> **SOURCE EXCERPT**
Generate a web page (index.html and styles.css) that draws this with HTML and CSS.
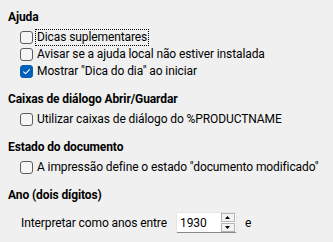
FILE: index.html
```html
<!DOCTYPE html>
<html lang="pt">
<head>
<meta charset="utf-8">
<link rel="stylesheet" href="styles.css">
</head>
<body>
<div class="page">
  <section class="group">
    <div class="heading">Ajuda</div>
    <label class="row"><span class="box"></span><span class="text focus">Dicas suplementares</span></label>
    <label class="row"><span class="box"></span><span class="text">Avisar se a ajuda local não estiver instalada</span></label>
    <label class="row"><span class="box checked"><svg viewBox="0 0 13 13" width="13" height="13"><path d="M3.6 6.8 L5.6 8.7 L9.5 4.6" fill="none" stroke="#fff" stroke-width="1.1" stroke-linecap="round" stroke-linejoin="round"/></svg></span><span class="text">Mostrar "Dica do dia" ao iniciar</span></label>
  </section>
  <section class="group">
    <div class="heading">Caixas de diálogo Abrir/Guardar</div>
    <label class="row"><span class="box"></span><span class="text">Utilizar caixas de diálogo do %PRODUCTNAME</span></label>
  </section>
  <section class="group">
    <div class="heading">Estado do documento</div>
    <label class="row"><span class="box"></span><span class="text">A impressão define o estado "documento modificado"</span></label>
  </section>
  <section class="group">
    <div class="heading">Ano (dois dígitos)</div>
    <div class="yearrow">
      <span class="label">Interpretar como anos entre</span>
      <span class="spin">
        <span class="value">1930</span>
        <span class="buttons">
          <span class="btn"><svg viewBox="0 0 11 7" width="11" height="7"><path d="M3 5 L8 5 L5.5 2 Z" fill="#000"/></svg></span>
          <span class="btn"><svg viewBox="0 0 11 7" width="11" height="7"><path d="M3 2 L8 2 L5.5 5 Z" fill="#000"/></svg></span>
        </span>
      </span>
      <span class="label after">e</span>
    </div>
  </section>
</div>
</body>
</html>
```

FILE: styles.css
```css
html, body {
  margin: 0;
  padding: 0;
  background: #f0f0f0;
}
body {
  font-family: Roboto, "Noto Sans", sans-serif;
  font-size: 12px;
  letter-spacing: -0.1px;
  color: #000;
}
.page {
  padding: 8px 0 0 8px;
}
.group {
  margin-bottom: 10px;
}
.heading {
  font-weight: bold;
  height: 18px;
  line-height: 18px;
  margin-bottom: 3px;
}
.row {
  display: flex;
  align-items: center;
  height: 17px;
  padding-left: 12px;
}
.box {
  box-sizing: border-box;
  width: 13px;
  height: 13px;
  border: 1px solid #5e5e5e;
  border-radius: 3px;
  background: #f5f5f5;
  flex: none;
  position: relative;
}
.box.checked {
  background: #005fb8;
  border-color: #005fb8;
}
.box svg {
  position: absolute;
  left: -1px;
  top: -1px;
}
.text {
  margin-left: 3px;
  padding: 0 1px;
  line-height: 15px;
  white-space: nowrap;
}
.focus {
  outline: 1px dotted #000;
}
.yearrow {
  display: flex;
  align-items: center;
  height: 21px;
  padding-left: 13px;
  margin-top: 8px;
}
.spin {
  display: flex;
  align-items: center;
  box-sizing: border-box;
  width: 61px;
  height: 21px;
  margin-left: 9px;
  background: #fff;
  border: 1px solid #e6e6e6;
  border-bottom-color: #8a8a8a;
  border-radius: 2px;
  padding-left: 3px;
}
.value {
  flex: 1;
}
.buttons {
  display: flex;
  flex-direction: column;
  gap: 1px;
  margin-right: 1px;
}
.btn {
  box-sizing: border-box;
  width: 14px;
  height: 9px;
  border: 1px solid #b4b4b4;
  background: #f3f3f3;
  display: flex;
  align-items: center;
  justify-content: center;
}
.btn svg {
  display: block;
}
.after {
  margin-left: 8px;
}
```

> **DIRECTIVE**
Without the pictures, write out all of the material exactly.

> **SOLUTION**
Generate a web page (index.html and styles.css) that draws this with HTML and CSS.
FILE: index.html
```html
<!DOCTYPE html>
<html lang="pt">
<head>
<meta charset="utf-8">
<link rel="stylesheet" href="styles.css">
</head>
<body>
<div class="page">
  <section class="group">
    <div class="heading">Ajuda</div>
    <label class="row"><span class="box"></span><span class="text focus">Dicas suplementares</span></label>
    <label class="row"><span class="box"></span><span class="text">Avisar se a ajuda local não estiver instalada</span></label>
    <label class="row"><span class="box checked"><svg viewBox="0 0 13 13" width="13" height="13"><path d="M3.6 6.8 L5.6 8.7 L9.5 4.6" fill="none" stroke="#fff" stroke-width="1.1" stroke-linecap="round" stroke-linejoin="round"/></svg></span><span class="text">Mostrar "Dica do dia" ao iniciar</span></label>
  </section>
  <section class="group">
    <div class="heading">Caixas de diálogo Abrir/Guardar</div>
    <label class="row"><span class="box"></span><span class="text">Utilizar caixas de diálogo do %PRODUCTNAME</span></label>
  </section>
  <section class="group">
    <div class="heading">Estado do documento</div>
    <label class="row"><span class="box"></span><span class="text">A impressão define o estado "documento modificado"</span></label>
  </section>
  <section class="group">
    <div class="heading">Ano (dois dígitos)</div>
    <div class="yearrow">
      <span class="label">Interpretar como anos entre</span>
      <span class="spin">
        <span class="value">1930</span>
        <span class="buttons">
          <span class="btn"><svg viewBox="0 0 11 7" width="11" height="7"><path d="M3 5 L8 5 L5.5 2 Z" fill="#000"/></svg></span>
          <span class="btn"><svg viewBox="0 0 11 7" width="11" height="7"><path d="M3 2 L8 2 L5.5 5 Z" fill="#000"/></svg></span>
        </span>
      </span>
      <span class="label after">e</span>
    </div>
  </section>
</div>
</body>
</html>
```

FILE: styles.css
```css
html, body {
  margin: 0;
  padding: 0;
  background: #f0f0f0;
}
body {
  font-family: Roboto, "Noto Sans", sans-serif;
  font-size: 12px;
  letter-spacing: -0.1px;
  color: #000;
}
.page {
  padding: 8px 0 0 8px;
}
.group {
  margin-bottom: 10px;
}
.heading {
  font-weight: bold;
  height: 18px;
  line-height: 18px;
  margin-bottom: 3px;
}
.row {
  display: flex;
  align-items: center;
  height: 17px;
  padding-left: 12px;
}
.box {
  box-sizing: border-box;
  width: 13px;
  height: 13px;
  border: 1px solid #5e5e5e;
  border-radius: 3px;
  background: #f5f5f5;
  flex: none;
  position: relative;
}
.box.checked {
  background: #005fb8;
  border-color: #005fb8;
}
.box svg {
  position: absolute;
  left: -1px;
  top: -1px;
}
.text {
  margin-left: 3px;
  padding: 0 1px;
  line-height: 15px;
  white-space: nowrap;
}
.focus {
  outline: 1px dotted #000;
}
.yearrow {
  display: flex;
  align-items: center;
  height: 21px;
  padding-left: 13px;
  margin-top: 8px;
}
.spin {
  display: flex;
  align-items: center;
  box-sizing: border-box;
  width: 61px;
  height: 21px;
  margin-left: 9px;
  background: #fff;
  border: 1px solid #e6e6e6;
  border-bottom-color: #8a8a8a;
  border-radius: 2px;
  padding-left: 3px;
}
.value {
  flex: 1;
}
.buttons {
  display: flex;
  flex-direction: column;
  gap: 1px;
  margin-right: 1px;
}
.btn {
  box-sizing: border-box;
  width: 14px;
  height: 9px;
  border: 1px solid #b4b4b4;
  background: #f3f3f3;
  display: flex;
  align-items: center;
  justify-content: center;
}
.btn svg {
  display: block;
}
.after {
  margin-left: 8px;
}
```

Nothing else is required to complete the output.